Die zutiefst enttäuschte Verliererin mochte nicht hinschauen, als die fassungslos glückliche Siegerin auf die Tribüne kletterte und dort den Freunden und vor allem Vater Walter Bartoli in die Arme fiel. Schon während des Spiels hatte Sabine Lisicki die Tränen nicht zurückhalten können, und es war klar, wie schwer ihr die Siegerehrung fallen würde. Natürlich fiel einem in diesem Moment der Zusammenbruch der Tschechin Jana Novotna vor 20 Jahren ein, die das Finale gegen Steffi Graf seinerzeit nach einem Doppelfehler bei einer Führung von 4:1 und 40:15 noch verloren und dann an der Schulter der Herzogin von Kent bitterlich geweint hatte.
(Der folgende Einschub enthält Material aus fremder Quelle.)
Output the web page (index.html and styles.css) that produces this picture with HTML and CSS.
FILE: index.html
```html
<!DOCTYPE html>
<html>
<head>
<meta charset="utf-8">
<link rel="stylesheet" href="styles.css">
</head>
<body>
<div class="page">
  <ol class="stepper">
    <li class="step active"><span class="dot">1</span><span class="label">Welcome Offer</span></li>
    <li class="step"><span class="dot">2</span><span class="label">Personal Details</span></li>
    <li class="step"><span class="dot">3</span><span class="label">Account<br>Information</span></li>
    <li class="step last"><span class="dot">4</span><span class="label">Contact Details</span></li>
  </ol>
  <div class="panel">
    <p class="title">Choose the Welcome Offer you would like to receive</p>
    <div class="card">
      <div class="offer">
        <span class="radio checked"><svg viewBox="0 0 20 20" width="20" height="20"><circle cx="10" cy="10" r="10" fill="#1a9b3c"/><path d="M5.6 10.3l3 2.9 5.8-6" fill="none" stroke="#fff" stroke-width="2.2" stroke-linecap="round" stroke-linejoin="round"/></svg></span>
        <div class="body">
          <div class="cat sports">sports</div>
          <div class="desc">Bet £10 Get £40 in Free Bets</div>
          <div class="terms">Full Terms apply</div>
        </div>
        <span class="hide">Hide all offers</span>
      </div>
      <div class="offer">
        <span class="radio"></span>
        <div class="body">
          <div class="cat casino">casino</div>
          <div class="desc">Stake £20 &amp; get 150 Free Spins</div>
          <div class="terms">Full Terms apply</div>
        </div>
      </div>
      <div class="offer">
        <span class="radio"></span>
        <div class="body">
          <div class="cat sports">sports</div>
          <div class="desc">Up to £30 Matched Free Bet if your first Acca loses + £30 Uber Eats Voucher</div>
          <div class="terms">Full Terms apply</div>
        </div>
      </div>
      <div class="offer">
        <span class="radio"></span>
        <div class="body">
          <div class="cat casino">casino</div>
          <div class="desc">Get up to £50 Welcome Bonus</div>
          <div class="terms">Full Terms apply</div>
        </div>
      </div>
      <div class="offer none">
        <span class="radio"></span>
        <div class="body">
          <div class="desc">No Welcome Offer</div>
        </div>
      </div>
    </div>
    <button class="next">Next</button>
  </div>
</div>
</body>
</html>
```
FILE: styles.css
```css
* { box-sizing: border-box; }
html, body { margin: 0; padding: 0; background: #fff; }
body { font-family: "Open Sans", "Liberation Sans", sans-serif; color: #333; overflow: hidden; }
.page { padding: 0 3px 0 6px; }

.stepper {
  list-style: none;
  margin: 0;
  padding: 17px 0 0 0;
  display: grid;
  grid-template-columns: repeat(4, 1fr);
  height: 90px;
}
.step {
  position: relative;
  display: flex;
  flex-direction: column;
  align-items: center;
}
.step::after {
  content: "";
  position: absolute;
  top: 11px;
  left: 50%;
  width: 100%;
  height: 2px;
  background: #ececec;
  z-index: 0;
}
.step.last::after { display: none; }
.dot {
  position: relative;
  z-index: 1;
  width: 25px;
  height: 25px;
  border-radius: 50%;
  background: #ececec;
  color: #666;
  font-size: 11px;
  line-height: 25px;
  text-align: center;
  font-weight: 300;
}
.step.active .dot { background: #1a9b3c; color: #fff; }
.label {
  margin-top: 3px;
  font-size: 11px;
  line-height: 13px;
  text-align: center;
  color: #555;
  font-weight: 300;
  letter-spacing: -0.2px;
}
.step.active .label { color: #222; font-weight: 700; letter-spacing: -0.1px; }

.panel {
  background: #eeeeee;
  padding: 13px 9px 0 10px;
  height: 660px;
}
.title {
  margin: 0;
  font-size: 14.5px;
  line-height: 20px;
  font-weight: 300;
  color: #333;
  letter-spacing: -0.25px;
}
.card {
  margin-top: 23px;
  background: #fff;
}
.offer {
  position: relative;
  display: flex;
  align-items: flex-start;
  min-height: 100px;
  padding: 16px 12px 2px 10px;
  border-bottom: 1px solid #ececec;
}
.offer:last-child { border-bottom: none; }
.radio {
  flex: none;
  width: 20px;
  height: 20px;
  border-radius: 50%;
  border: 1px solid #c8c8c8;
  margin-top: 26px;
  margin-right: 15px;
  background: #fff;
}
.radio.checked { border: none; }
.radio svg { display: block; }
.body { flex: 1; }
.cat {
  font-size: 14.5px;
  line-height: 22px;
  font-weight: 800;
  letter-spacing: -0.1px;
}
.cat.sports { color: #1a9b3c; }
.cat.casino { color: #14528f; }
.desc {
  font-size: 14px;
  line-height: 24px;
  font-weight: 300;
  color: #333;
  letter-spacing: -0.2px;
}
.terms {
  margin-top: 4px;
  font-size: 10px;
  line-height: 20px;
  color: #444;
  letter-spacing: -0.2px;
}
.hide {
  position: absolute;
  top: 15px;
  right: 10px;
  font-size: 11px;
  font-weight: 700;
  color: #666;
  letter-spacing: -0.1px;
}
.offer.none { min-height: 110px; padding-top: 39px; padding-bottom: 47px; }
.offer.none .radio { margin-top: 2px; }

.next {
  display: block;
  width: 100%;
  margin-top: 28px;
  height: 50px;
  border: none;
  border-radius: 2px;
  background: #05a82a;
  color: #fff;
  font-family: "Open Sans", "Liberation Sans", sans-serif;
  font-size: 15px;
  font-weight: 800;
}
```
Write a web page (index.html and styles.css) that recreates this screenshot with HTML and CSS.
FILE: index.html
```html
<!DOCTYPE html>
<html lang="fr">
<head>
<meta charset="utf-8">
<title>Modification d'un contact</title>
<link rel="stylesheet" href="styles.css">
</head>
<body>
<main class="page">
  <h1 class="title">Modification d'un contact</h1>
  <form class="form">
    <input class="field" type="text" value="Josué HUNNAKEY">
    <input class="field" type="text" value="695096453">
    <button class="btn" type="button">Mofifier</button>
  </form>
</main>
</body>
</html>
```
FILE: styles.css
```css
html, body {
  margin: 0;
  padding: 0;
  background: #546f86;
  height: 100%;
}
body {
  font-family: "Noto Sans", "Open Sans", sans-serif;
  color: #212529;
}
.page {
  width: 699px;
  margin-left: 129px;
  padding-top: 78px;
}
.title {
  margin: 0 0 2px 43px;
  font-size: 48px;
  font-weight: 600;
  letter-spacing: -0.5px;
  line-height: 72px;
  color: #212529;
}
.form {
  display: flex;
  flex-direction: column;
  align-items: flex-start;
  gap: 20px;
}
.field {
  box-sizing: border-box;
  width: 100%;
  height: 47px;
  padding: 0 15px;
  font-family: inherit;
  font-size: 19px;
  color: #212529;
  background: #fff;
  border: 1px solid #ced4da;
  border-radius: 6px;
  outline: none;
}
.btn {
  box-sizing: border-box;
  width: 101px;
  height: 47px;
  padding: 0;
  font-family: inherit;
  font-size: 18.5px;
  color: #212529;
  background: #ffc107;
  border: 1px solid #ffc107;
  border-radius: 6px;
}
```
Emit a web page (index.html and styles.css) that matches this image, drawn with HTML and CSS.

Doch die kranke Herzogin kommt schon lange nicht mehr. Der Herzog macht nicht den Eindruck, als könne man an seiner Schulter weinen, und außerdem erledigte Lisicki die letzte, extrem schwere Aufgabe ohne Hilfe aus dem Königshaus. Natürlich sah man, wie sehr ihr die Enttäuschung zu schaffen machte, im entscheidenden Spiel nicht stark genug gewesen zu sein. Und sie war ehrlich, als sie im Interview auf dem Platz zugab, die ganze Situation sei vielleicht ein wenig zu viel für sie gewesen.

Einerseits hatte sie recht, als sie später sagte: „Das ist eine Gelegenheit, die du nicht jeden Tag bekommst.“ Serena Williams, die große Favoritin, hatte sie selbst aus dem Weg geräumt, Maria Scharapowa und Wiktoria Asarenka waren früh gescheitert. Aber andererseits hat sie noch mehr recht, wenn sie davon überzeugt ist, sie habe nicht zum letzten Mal in der Kathedrale des Tennis um den Titel gespielt. Sie ist erst 23 Jahre alt. Es liegt in ihren Händen, ob es eine zweite oder dritte Chance geben wird.

So wie bei Jana Novotna, die vier Jahre nach dem ersten noch ein zweites Finale verlor, dann aber den Titel gewann und die glitzernde Schale von ihrer einstigen Trösterin, der Herzogin, in Empfang nahm. Oder wie bei Marion Bartoli, bei der zwischen erstem Versuch und Vollendung sechs Jahre vergingen.